» Short problem: Without the pictures, can you quote each line below exactly?

» Provided material:
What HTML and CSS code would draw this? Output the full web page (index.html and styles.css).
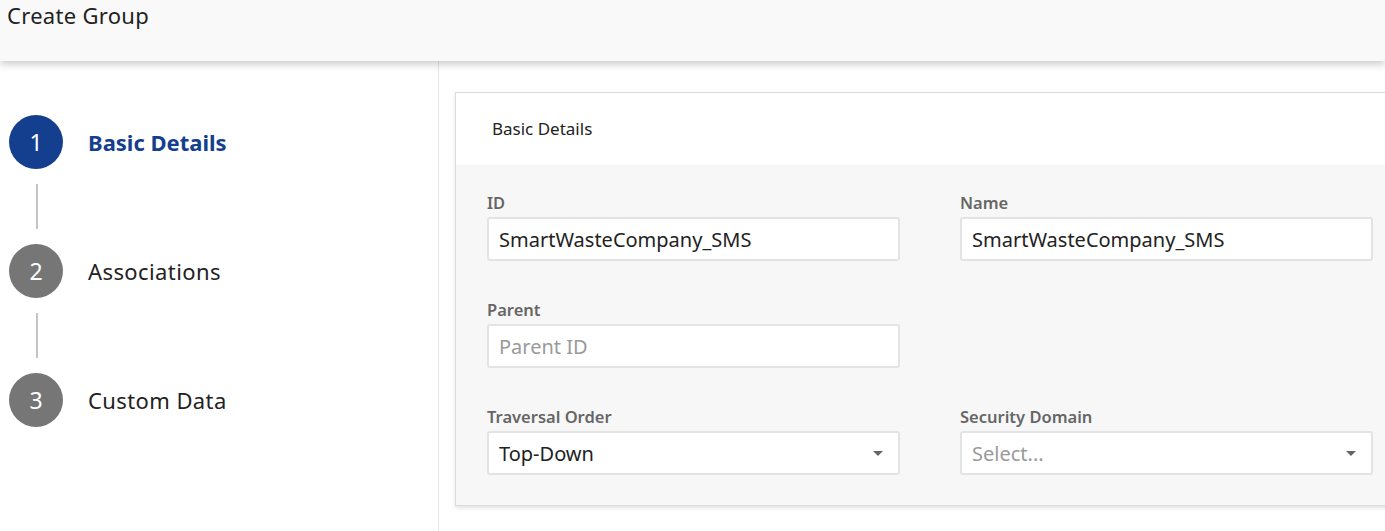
FILE: index.html
```html
<!DOCTYPE html>
<html>
<head>
<meta charset="utf-8">
<link rel="stylesheet" href="styles.css">
</head>
<body>
<header class="topbar"><h1 class="title">Create Group</h1></header>
<div class="main">
  <aside class="sidebar">
    <div class="step active"><span class="circle">1</span><span class="step-label">Basic Details</span></div>
    <div class="connector"><span class="line"></span></div>
    <div class="step"><span class="circle">2</span><span class="step-label">Associations</span></div>
    <div class="connector"><span class="line"></span></div>
    <div class="step"><span class="circle">3</span><span class="step-label">Custom Data</span></div>
  </aside>
  <section class="content">
    <div class="card">
      <div class="card-head">Basic Details</div>
      <div class="card-body">
        <div class="field">
          <div class="label">ID</div>
          <div class="input">SmartWasteCompany_SMS</div>
        </div>
        <div class="field">
          <div class="label">Name</div>
          <div class="input">SmartWasteCompany_SMS</div>
        </div>
        <div class="field">
          <div class="label">Parent</div>
          <div class="input placeholder">Parent ID</div>
        </div>
        <div class="field empty"></div>
        <div class="field">
          <div class="label">Traversal Order</div>
          <div class="input select">Top-Down<span class="caret"></span></div>
        </div>
        <div class="field">
          <div class="label">Security Domain</div>
          <div class="input select placeholder">Select...<span class="caret"></span></div>
        </div>
      </div>
    </div>
  </section>
</div>
</body>
</html>
```
FILE: styles.css
```css
html, body {
  margin: 0;
  padding: 0;
  height: 100%;
  overflow: hidden;
  background: #fff;
  font-family: "Noto Sans", "Open Sans", sans-serif;
  color: #222;
}
.topbar {
  height: 61px;
  background: #f9f9f9;
  box-shadow: 0 3px 8px rgba(0,0,0,0.22);
  position: relative;
  z-index: 2;
}
.title {
  margin: 0;
  padding: 0 0 0 7px;
  font-size: 22px;
  font-weight: 400;
  line-height: 30px;
  letter-spacing: 0.3px;
  color: #222;
}
.main {
  display: flex;
  height: calc(100% - 61px);
}
.sidebar {
  width: 439px;
  flex: none;
  border-right: 1px solid #e6e6e6;
  padding: 54px 0 0 9px;
  box-sizing: border-box;
}
.step {
  display: flex;
  align-items: center;
  height: 54px;
}
.circle {
  width: 54px;
  height: 54px;
  border-radius: 50%;
  background: #767676;
  color: #fff;
  font-size: 23px;
  display: flex;
  align-items: center;
  justify-content: center;
  flex: none;
}
.step.active .circle { background: #143e8e; }
.step-label {
  margin-left: 25px;
  font-size: 22px;
  color: #222;
  letter-spacing: 0.4px;
}
.step.active .step-label {
  color: #143e8e;
  font-weight: 700;
  letter-spacing: 0;
}
.connector {
  height: 75px;
  display: flex;
  align-items: center;
  padding-left: 27px;
}
.line {
  width: 2px;
  height: 45px;
  background: #c4c4c4;
}
.content {
  flex: 1;
  padding: 31px 0 0 16px;
  overflow: hidden;
}
.card {
  width: 960px;
  border: 1px solid #dcdcdc;
  box-shadow: 0 2px 4px rgba(0,0,0,0.12);
  background: #fff;
}
.card-head {
  height: 72px;
  line-height: 72px;
  padding-left: 36px;
  font-size: 17px;
  color: #222;
}
.card-body {
  background: #f7f7f7;
  padding: 27px 0 30px 31px;
  display: grid;
  grid-template-columns: 413px 413px;
  column-gap: 60px;
  row-gap: 38px;
}
.field { min-height: 69px; }
.label {
  font-size: 16.5px;
  font-weight: 600;
  color: #666;
  line-height: 22px;
  margin-bottom: 3px;
}
.input {
  height: 44px;
  box-sizing: border-box;
  border: 2px solid #e3e3e3;
  border-radius: 3px;
  background: #fff;
  padding: 0 10px;
  display: flex;
  align-items: center;
  font-size: 20px;
  color: #222;
  position: relative;
}
.input.placeholder { color: #9a9a9a; }
.select { padding-right: 36px; }
.caret {
  position: absolute;
  right: 15px;
  top: 18px;
  width: 0;
  height: 0;
  border-left: 5.5px solid transparent;
  border-right: 5.5px solid transparent;
  border-top: 5px solid #666;
}
```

» Expected output:
What HTML and CSS code would draw this? Output the full web page (index.html and styles.css).
FILE: index.html
```html
<!DOCTYPE html>
<html>
<head>
<meta charset="utf-8">
<link rel="stylesheet" href="styles.css">
</head>
<body>
<header class="topbar"><h1 class="title">Create Group</h1></header>
<div class="main">
  <aside class="sidebar">
    <div class="step active"><span class="circle">1</span><span class="step-label">Basic Details</span></div>
    <div class="connector"><span class="line"></span></div>
    <div class="step"><span class="circle">2</span><span class="step-label">Associations</span></div>
    <div class="connector"><span class="line"></span></div>
    <div class="step"><span class="circle">3</span><span class="step-label">Custom Data</span></div>
  </aside>
  <section class="content">
    <div class="card">
      <div class="card-head">Basic Details</div>
      <div class="card-body">
        <div class="field">
          <div class="label">ID</div>
          <div class="input">SmartWasteCompany_SMS</div>
        </div>
        <div class="field">
          <div class="label">Name</div>
          <div class="input">SmartWasteCompany_SMS</div>
        </div>
        <div class="field">
          <div class="label">Parent</div>
          <div class="input placeholder">Parent ID</div>
        </div>
        <div class="field empty"></div>
        <div class="field">
          <div class="label">Traversal Order</div>
          <div class="input select">Top-Down<span class="caret"></span></div>
        </div>
        <div class="field">
          <div class="label">Security Domain</div>
          <div class="input select placeholder">Select...<span class="caret"></span></div>
        </div>
      </div>
    </div>
  </section>
</div>
</body>
</html>
```
FILE: styles.css
```css
html, body {
  margin: 0;
  padding: 0;
  height: 100%;
  overflow: hidden;
  background: #fff;
  font-family: "Noto Sans", "Open Sans", sans-serif;
  color: #222;
}
.topbar {
  height: 61px;
  background: #f9f9f9;
  box-shadow: 0 3px 8px rgba(0,0,0,0.22);
  position: relative;
  z-index: 2;
}
.title {
  margin: 0;
  padding: 0 0 0 7px;
  font-size: 22px;
  font-weight: 400;
  line-height: 30px;
  letter-spacing: 0.3px;
  color: #222;
}
.main {
  display: flex;
  height: calc(100% - 61px);
}
.sidebar {
  width: 439px;
  flex: none;
  border-right: 1px solid #e6e6e6;
  padding: 54px 0 0 9px;
  box-sizing: border-box;
}
.step {
  display: flex;
  align-items: center;
  height: 54px;
}
.circle {
  width: 54px;
  height: 54px;
  border-radius: 50%;
  background: #767676;
  color: #fff;
  font-size: 23px;
  display: flex;
  align-items: center;
  justify-content: center;
  flex: none;
}
.step.active .circle { background: #143e8e; }
.step-label {
  margin-left: 25px;
  font-size: 22px;
  color: #222;
  letter-spacing: 0.4px;
}
.step.active .step-label {
  color: #143e8e;
  font-weight: 700;
  letter-spacing: 0;
}
.connector {
  height: 75px;
  display: flex;
  align-items: center;
  padding-left: 27px;
}
.line {
  width: 2px;
  height: 45px;
  background: #c4c4c4;
}
.content {
  flex: 1;
  padding: 31px 0 0 16px;
  overflow: hidden;
}
.card {
  width: 960px;
  border: 1px solid #dcdcdc;
  box-shadow: 0 2px 4px rgba(0,0,0,0.12);
  background: #fff;
}
.card-head {
  height: 72px;
  line-height: 72px;
  padding-left: 36px;
  font-size: 17px;
  color: #222;
}
.card-body {
  background: #f7f7f7;
  padding: 27px 0 30px 31px;
  display: grid;
  grid-template-columns: 413px 413px;
  column-gap: 60px;
  row-gap: 38px;
}
.field { min-height: 69px; }
.label {
  font-size: 16.5px;
  font-weight: 600;
  color: #666;
  line-height: 22px;
  margin-bottom: 3px;
}
.input {
  height: 44px;
  box-sizing: border-box;
  border: 2px solid #e3e3e3;
  border-radius: 3px;
  background: #fff;
  padding: 0 10px;
  display: flex;
  align-items: center;
  font-size: 20px;
  color: #222;
  position: relative;
}
.input.placeholder { color: #9a9a9a; }
.select { padding-right: 36px; }
.caret {
  position: absolute;
  right: 15px;
  top: 18px;
  width: 0;
  height: 0;
  border-left: 5.5px solid transparent;
  border-right: 5.5px solid transparent;
  border-top: 5px solid #666;
}
```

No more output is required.